Is it so that everyone has to buy their own vehicle or so that everyone has control over the space they travel in, who else is in that space and the travel schedule?
I think this is a literal example of a solution searching for a problem. I charge my car at home. Not everyone gets to do that, but solving that issue is a better use of resources. On a road trip the 20 minutes of fast charging is welcomed. I would stop even if I was charging while driving.
Having 16A of charging hanging off light poles and meters on a street in front of an apartment is a better use of resources than wiring the road. Having adequate DC charging is a better use of resources than moving the goal post to “which length of road can I charge on?”

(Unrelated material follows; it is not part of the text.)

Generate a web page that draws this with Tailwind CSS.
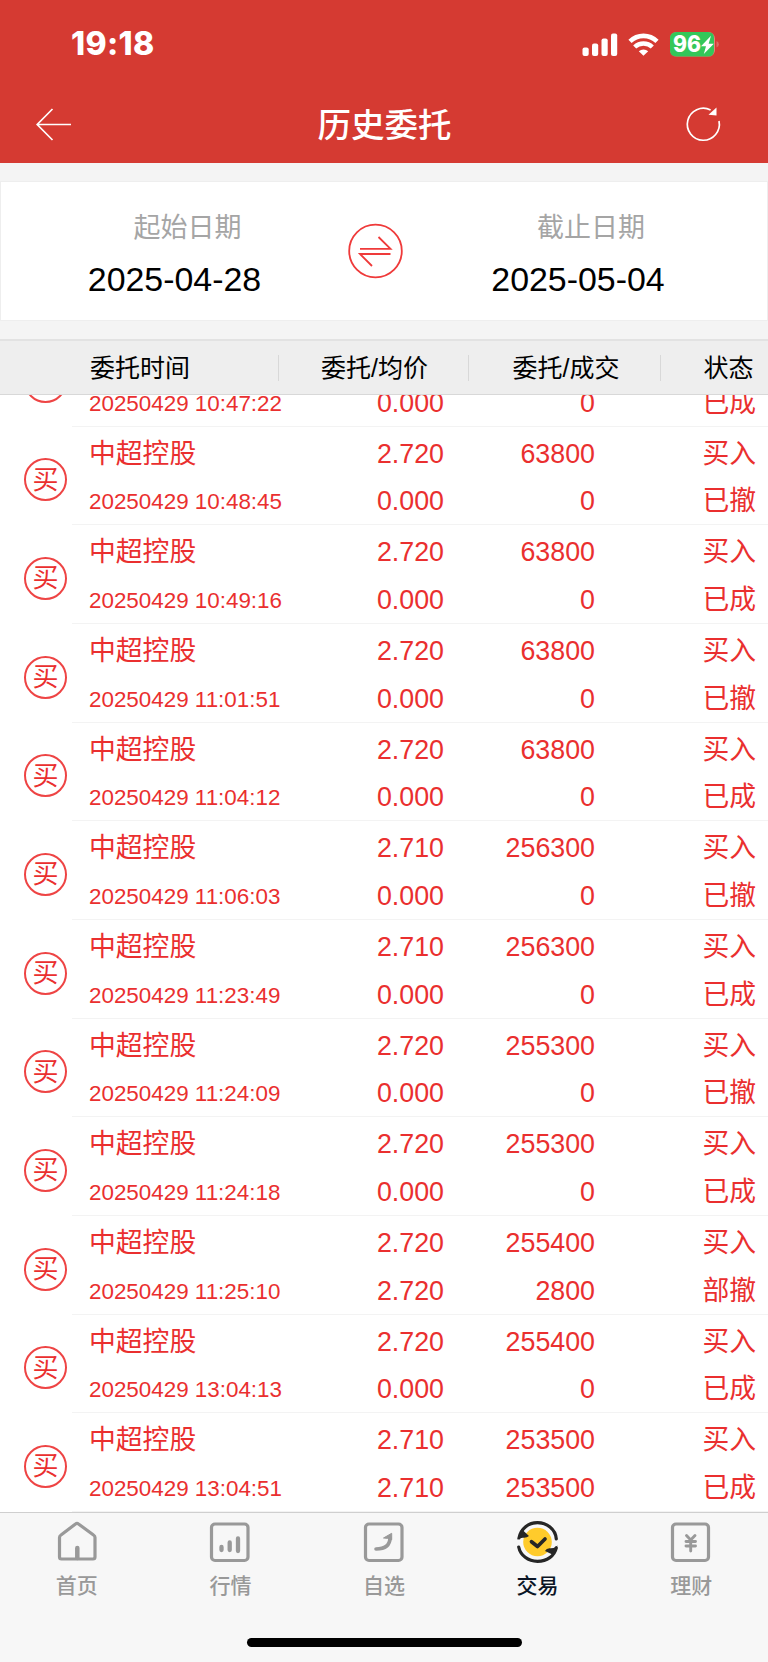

TFA mentions that charging during travel would allow trucks to carry fewer batteries, would would reduce weight and increase range, efficiency, and cargo capacity.
You cannot achieve that by charging your semi at home.
Obviously you didn’t read the article because its talking about freight and trucks, which is how the majority of US shipping economy is run. So many low effort comments on this site recently.
> Heavy-duty trucks are one of the biggest sources of greenhouse gas emissions for the U.S. transportation sector because they make up a large portion of interstate traffic.
The solution to this is to build trains. Heavy trucks destroy asphalt, which is expensive and carbon-intensive to replace. EV trucks emit pollution in the form of tire dust—microplastics that pollute the air and water.
Doesn't take complicated math to conclude that there's no way a method this inefficient is going to flow anywhere near enough electrons to charge a moving car. It won't get anywhere near enough to keep the thing moving, even.
I don't understand why this is being pursued when there's already duty limits for how long drivers can be on the road anyway. Surely the money would be better spent on chargers at truck stops, no?
A time-proven alternative is to install trolleys on such trucks and put overhead wires, similar to trolleybuses ([1]) or electric trains. It's known to scale to thousand kilometers, easy to service and cheap to install. And the road would remain just dumb asphalt / concrete.